Could it be a tool for journalists?
When I first began to explore Twitter and said I didn’t understand it, a former colleague explained that while it seemed like nothing but Facebook status updates that journalists used it as a way to get a feel for the day and that it’s all about who you follow. Fill your feed up with inane nobodies and you will get a screen full of nothing, but follow people who are doing something meaningful and you have your ear to the ground of the whole conversation without the need to look at every major and minor news source all day. That is what Buzzer could be for sports journalists. Now whether Buzzer understands that or not is the question. But if my job was to keep up with all of the latest sports trends and events in Southern California it might be super helpful to have a service that let me know if Steph Cury was about to set an assist record or if an NCAA tournament game featuring UCSB was coming down to the last possession without requiring me to have 5 TV’s on at once or even better let me know there is something to see while I am on-site at an event and not in front of my five screens. A tool like that could be as helpful as a feed of the Associated Press is to a newspaper. But for it to work for journalists and everyday fans it will have to be deep in its scope.
Challenges
Starting off with the NBA, NHL and PGA in the fold is a good beginning. But right now it obviously is missing MLB, College Football, The NFL, Motor Sports, NCAA sports in general including basketball and more. It will also miss out on the upcoming Olympics, which is an even that could not be more perfect for a platform like this providing a chance to bounce to all of the Gold Medal moments live. If multiple leagues and TV providers buy-in, then this has a good chance to work. But there is a challenge built right into the business model. Geo-blocking. Are you a Lakers fan? Do you live in LA? That means you can’t use NBA league pass to follow your team. That goes for NFL teams on the NFL Sunday Ticket package as well. No LA Rams. But maybe you can see the Last Vegas Raiders. In order to allow fans to see live look-ins of the local teams Buzzer will have to set up distribution with RSN’s local broadcast channels, National networks like Fox, ABC and NBC, ESPN, and more. For a general sports fan who lives outside a major market on the other hand it could be the best aggregator for sports. The cost will also be a big factor. If it is convenient, fun, and inexpensive then it has a better shot than if it requires users to pay for 5 different subscription services in order to have a chance to buy short chunks. Making its target audience understand how things work and why it is not an invitation to part with hundreds of dollars will be huge. By providing a portal to NBA league pass without actually requiring people to sign up for it, the NBA can expand its audience exponentially and maybe rope fans into the service in the end. But if other leagues and networks say “thanks but no thanks” it could be a very short ride.

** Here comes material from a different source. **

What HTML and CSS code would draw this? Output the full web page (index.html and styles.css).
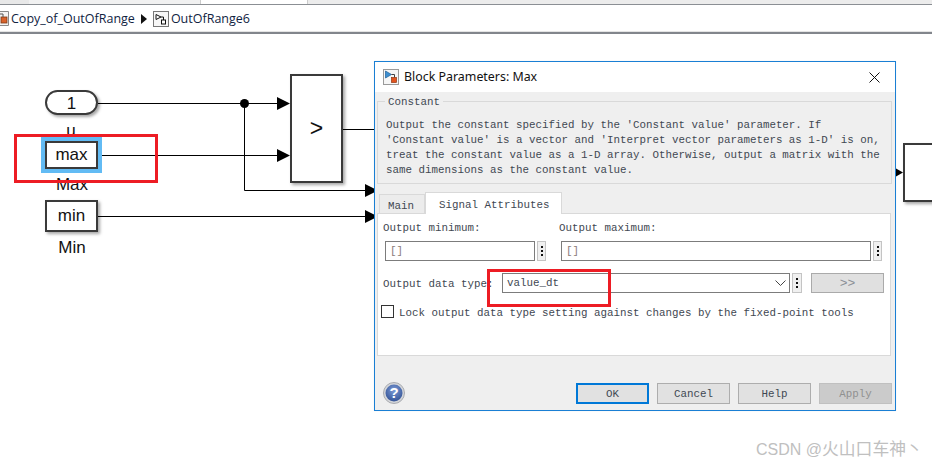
FILE: index.html
```html
<!DOCTYPE html>
<html lang="en">
<head>
<meta charset="utf-8">
<title>Block Parameters: Max</title>
<link rel="stylesheet" href="styles.css">
</head>
<body>
<div class="page">
  <div class="tabstrip">
    <div class="strip-tab strip-a"><span class="strip-mark"></span></div>
    <div class="strip-tab strip-b"></div>
    <div class="strip-tab strip-c"></div>
    <div class="strip-tab strip-d"></div>
  </div>
  <div class="crumbs">
    <svg class="crumb-cut" width="9" height="15" viewBox="0 0 9 15"><path d="M0 .5h8.500v14H0" fill="#f4f4f4" stroke="#8a8a8a"/><rect x="1" y="6" width="6" height="6" fill="#d9622b" stroke="#7a3a18" stroke-width=".8"/><path d="M0 3h3v3" fill="none" stroke="#555"/></svg>
    <span class="crumb">Copy_of_OutOfRange</span>
    <svg class="crumb-sep" width="6" height="10" viewBox="0 0 6 10"><path d="M0 0l6 5-6 5z" fill="#111"/></svg>
    <svg class="crumb-icon" width="16" height="16" viewBox="0 0 16 16"><rect x=".5" y=".5" width="15" height="15" fill="#f7f7f7" stroke="#777"/><path d="M3 3.500l5 2.500-5 2.500z" fill="#fff" stroke="#111"/><path d="M8 6h2.500v3" fill="none" stroke="#111"/><rect x="8.500" y="9" width="4" height="4" fill="#fff" stroke="#111"/></svg>
    <span class="crumb">OutOfRange6</span>
  </div>
  <div class="canvas">
    <svg class="wires" width="932" height="429" viewBox="0 0 932 429">
      <g fill="none" stroke="#000" stroke-width="1">
        <path d="M98 69.500H278"/>
        <path d="M98 121.500H278"/>
        <path d="M244.500 69.500V156.500H366"/>
        <path d="M98 182.500H366"/>
        <path d="M343 95.500H376"/>
      </g>
      <circle cx="244.500" cy="69.500" r="4.500" fill="#000"/>
      <path d="M277 63l13 6.500-13 6.500zM277 115l13 6.500-13 6.500zM365 150l13 6.500-13 6.500zM365 176l13 6.500-13 6.500zM896 134.500l7 4-7 4z" fill="#000"/>
    </svg>

    <div class="block-label label-u">u</div>
    <div class="block const-one">1</div>
    <div class="block-label label-max">Max</div>
    <div class="block const-max">max</div>
    <div class="block const-min">min</div>
    <div class="block-label label-min">Min</div>
    <div class="block compare">&gt;</div>
    <div class="block outer-block"></div>

    <section class="dialog">
      <header class="titlebar">
        <svg class="title-icon" width="16" height="16" viewBox="0 0 16 16"><rect x=".5" y=".5" width="15" height="15" fill="#f6f6f6" stroke="#9a9a9a"/><path d="M2.500 2l6 3.500-6 3.500z" fill="#3d8fd0" stroke="#1e5f98" stroke-width=".7"/><path d="M8.500 5.500h3v3" fill="none" stroke="#444"/><rect x="8.500" y="8.500" width="5" height="5" fill="#e2531e" stroke="#8f3612" stroke-width=".7"/></svg>
        <span class="title-text">Block Parameters: Max</span>
        <svg class="close-x" width="11" height="11" viewBox="0 0 11 11"><path d="M.5.500l10 10M10.500.500l-10 10" fill="none" stroke="#111" stroke-width="1"/></svg>
      </header>
      <div class="dialog-body">
        <fieldset class="desc">
          <legend class="desc-legend">Constant</legend>
          <p class="desc-text">Output the constant specified by the 'Constant value' parameter. If
'Constant value' is a vector and 'Interpret vector parameters as 1-D' is on,
treat the constant value as a 1-D array. Otherwise, output a matrix with the
same dimensions as the constant value.</p>
        </fieldset>

        <div class="tabs">
          <div class="tab">Main</div>
          <div class="tab tab-active">Signal Attributes</div>
        </div>
        <div class="panel">
          <div class="range-grid">
            <div class="range-col">
              <div class="field-label">Output minimum:</div>
              <div class="field-row">
                <div class="input input-min">[]</div>
                <div class="dots"><i></i><i></i><i></i></div>
              </div>
            </div>
            <div class="range-col">
              <div class="field-label">Output maximum:</div>
              <div class="field-row">
                <div class="input input-max">[]</div>
                <div class="dots"><i></i><i></i><i></i></div>
              </div>
            </div>
          </div>
          <div class="type-row">
            <div class="type-label">Output data type:</div>
            <div class="input combo"><span>value_dt</span><svg width="11" height="6" viewBox="0 0 11 6"><path d="M.5.500l5 5 5-5" fill="none" stroke="#444"/></svg></div>
            <div class="dots dots-wide"><i></i><i></i><i></i></div>
            <div class="assist">&gt;&gt;</div>
          </div>
          <div class="lock-row">
            <span class="checkbox"></span>
            <span class="lock-text">Lock output data type setting against changes by the fixed-point tools</span>
          </div>
        </div>
        <footer class="dialog-footer">
          <svg class="help" width="22" height="22" viewBox="0 0 22 22">
            <defs>
              <radialGradient id="helpBlue" cx="50%" cy="35%" r="70%"><stop offset="0" stop-color="#7d9bd6"/><stop offset="1" stop-color="#2f4f92"/></radialGradient>
            </defs>
            <circle cx="11" cy="11" r="10.500" fill="#d4d6da" stroke="#a9abb0"/>
            <circle cx="11" cy="11" r="8.500" fill="url(#helpBlue)"/>
            <text x="11" y="16" text-anchor="middle" class="help-mark">?</text>
          </svg>
          <div class="buttons">
            <div class="btn btn-ok">OK</div>
            <div class="btn">Cancel</div>
            <div class="btn">Help</div>
            <div class="btn btn-off">Apply</div>
          </div>
        </footer>
      </div>
    </section>

    <div class="mark mark-max"></div>
    <div class="mark mark-type"></div>
    <div class="watermark">CSDN @<span class="watermark-cjk">火山口车神丶</span></div>
  </div>
</div>
</body>
</html>
```
FILE: styles.css
```css
* { box-sizing: border-box; }
html, body { margin: 0; padding: 0; background: #fff; }
.page { width: 932px; height: 464px; overflow: hidden; display: flex; flex-direction: column; background: #fff; }

.tabstrip { display: flex; height: 5px; border-bottom: 1px solid #8b8f94; flex: none; }
.strip-tab { height: 4px; }
.strip-a { width: 29px; background: #e8e8e8; display: flex; justify-content: flex-end; }
.strip-mark { width: 10px; background: #35608f; margin-right: -10px; }
.strip-b { width: 171px; background: #f1f1f1; margin-left: 0; }
.strip-c { width: 108px; background: #fff; border-left: 1px solid #ccc; border-right: 1px solid #ccc; }
.strip-d { flex: 1; background: #ececec; }

.crumbs { display: flex; align-items: center; height: 27px; flex: none; background: #fff; border-bottom: 1px solid #e4e4e4; padding-top: 1px; }
.crumb-cut { margin-right: 2px; }
.crumb { font: 12.5px/18px "Open Sans", "Noto Sans", sans-serif; color: #10233f; white-space: nowrap; }
.crumb-sep { margin: 0 6px 0 6px; }
.crumb-icon { margin-right: 2px; }

.canvas { position: relative; flex: 1; border-top: 2px solid #82868c; background: #fff; }
.wires { position: absolute; left: 0; top: 0; }

.block { position: absolute; display: flex; align-items: center; justify-content: center; background: #fff; border: 2px solid #3a3a3a; box-shadow: 2px 2px 3px rgba(0,0,0,.35); font: 17px/1 "Liberation Sans", Arial, sans-serif; color: #111; }
.block-label { position: absolute; width: 60px; text-align: center; font: 17px/20px "Liberation Sans", Arial, sans-serif; color: #111; }
.const-one { left: 45px; top: 56px; width: 53px; height: 25px; border-radius: 13px; padding-top: 2px; }
.const-max { left: 45px; top: 107px; width: 53px; height: 28px; padding-bottom: 2px; box-shadow: 0 0 0 4px #62bbf4; }
.const-min { left: 45px; top: 166px; width: 53px; height: 32px; padding-bottom: 2px; }
.compare { left: 290px; top: 40px; width: 53px; height: 109px; font-size: 23px; }
.outer-block { left: 903px; top: 109px; width: 40px; height: 59px; }
.label-u { left: 41px; top: 87px; }
.label-max { left: 42px; top: 141px; }
.label-min { left: 42px; top: 204px; }

.dialog { position: absolute; left: 374px; top: 27px; width: 522px; height: 350px; border: 1px solid #1a7fd4; background: #efefef; display: flex; flex-direction: column; box-shadow: 0 0 1px rgba(0,0,0,.1); }
.titlebar { height: 30px; flex: none; background: #fff; display: flex; align-items: center; padding: 0 15px 0 8px; }
.title-icon { margin-right: 5px; }
.title-text { flex: 1; font: 12.4px/18px "Noto Sans", sans-serif; color: #111; }

.dialog-body { flex: 1; display: flex; flex-direction: column; padding: 9px 3px 0 2px; font: 10.83px/15px "Liberation Mono", monospace; color: #3f4852; }
.desc { margin: 0; padding: 16px 8px 6px 8px; height: 83px; border: 1px solid #d9d9d9; min-width: 0; }
.desc-legend { padding: 0 3px; margin-left: -1px; line-height: 3px; height: 1px; }
.desc-text { margin: 0; white-space: pre; }

.tabs { display: flex; align-items: flex-end; height: 21px; margin: 8px 0 0 2px; position: relative; z-index: 1; }
.tab { width: 46px; height: 19px; padding-left: 8px; line-height: 22px; border: 1px solid #d9d9d9; border-bottom: 0; background: #ececec; }
.tab-active { width: 137px; height: 22px; margin-bottom: -1px; padding-left: 13px; line-height: 25px; background: #fff; }

.panel { width: 514px; height: 143px; background: #fff; border: 1px solid #d9d9d9; padding: 6px 0 0 5px; display: flex; flex-direction: column; }
.range-grid { display: grid; grid-template-columns: 176px 323px; }
.field-label { height: 15px; line-height: 17px; }
.field-row { display: flex; gap: 2px; margin: 6px 0 0 2px; }
.input { height: 20px; border: 1px solid #7c7c7c; background: #fff; padding-left: 4px; line-height: 18px; color: #8a7a78; }
.input-min { width: 150px; }
.input-max { width: 310px; }
.dots { width: 9px; height: 20px; border: 1px solid #c4c4c4; background: #f0f0f0; display: flex; flex-direction: column; align-items: center; justify-content: center; gap: 2px; }
.dots i { width: 2px; height: 2px; background: #111; }
.dots-wide { width: 10px; margin-left: 2px; }

.type-row { display: flex; align-items: center; margin-top: 12px; height: 20px; }
.type-label { width: 119px; padding-top: 2px; }
.combo { width: 288px; display: flex; align-items: center; justify-content: space-between; padding-right: 3px; color: #3f4852; }
.assist { width: 73px; height: 20px; margin-left: 9px; background: #e0e0e0; border: 1px solid #aaa; text-align: center; font-size: 13px; line-height: 20px; color: #8b8f96; }

.lock-row { display: flex; align-items: center; height: 13px; margin: 12px 0 0 -2px; }
.checkbox { width: 13px; height: 13px; border: 1px solid #333; background: #fff; margin-right: 5px; }
.lock-text { margin-top: 4px; }

.dialog-footer { display: flex; align-items: center; justify-content: space-between; padding: 26px 0 0 6px; }
.help-mark { font: bold 15px "Liberation Sans", Arial, sans-serif; fill: #fff; }
.buttons { display: flex; gap: 8px; }
.btn { width: 73px; height: 21px; background: #e1e1e1; border: 1px solid #adadad; text-align: center; line-height: 21px; }
.btn-ok { border: 2px solid #0078d7; line-height: 19px; }
.btn-off { background: #cbcbcb; border-color: #c0c0c0; color: #909090; }

.mark { position: absolute; border: 3px solid #ed1c24; }
.mark-max { left: 14px; top: 100px; width: 144px; height: 49px; }
.mark-type { left: 487px; top: 235px; width: 124px; height: 38px; }

.watermark { position: absolute; left: 756px; top: 403px; font: 16px/22px "Liberation Sans", "Noto Sans CJK SC", sans-serif; color: #c0c0c0; white-space: nowrap; }
.watermark-cjk { font-family: "Noto Sans CJK SC", sans-serif; font-size: 16.8px; }
```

Generation Z is a hard nut to crack. They say they don’t watch tv, they don’t want to watch live games in real-time, they jump from one social media platform to the next as soon as one seems to be too establishment or mainstream, and do not like to pay for much. Some media companies lay their bets that eventually that crowd will flip a switch and start acting like the generations before them. And they may. But if they do not, maybe a micro-transaction model will work.
The fall sports season is coming up fast. If we can in fact move on from Covid and not have a reprise it may set the stage for a mobile-first sports-centric app as a slam dunk proposition. Time as it always does will tell.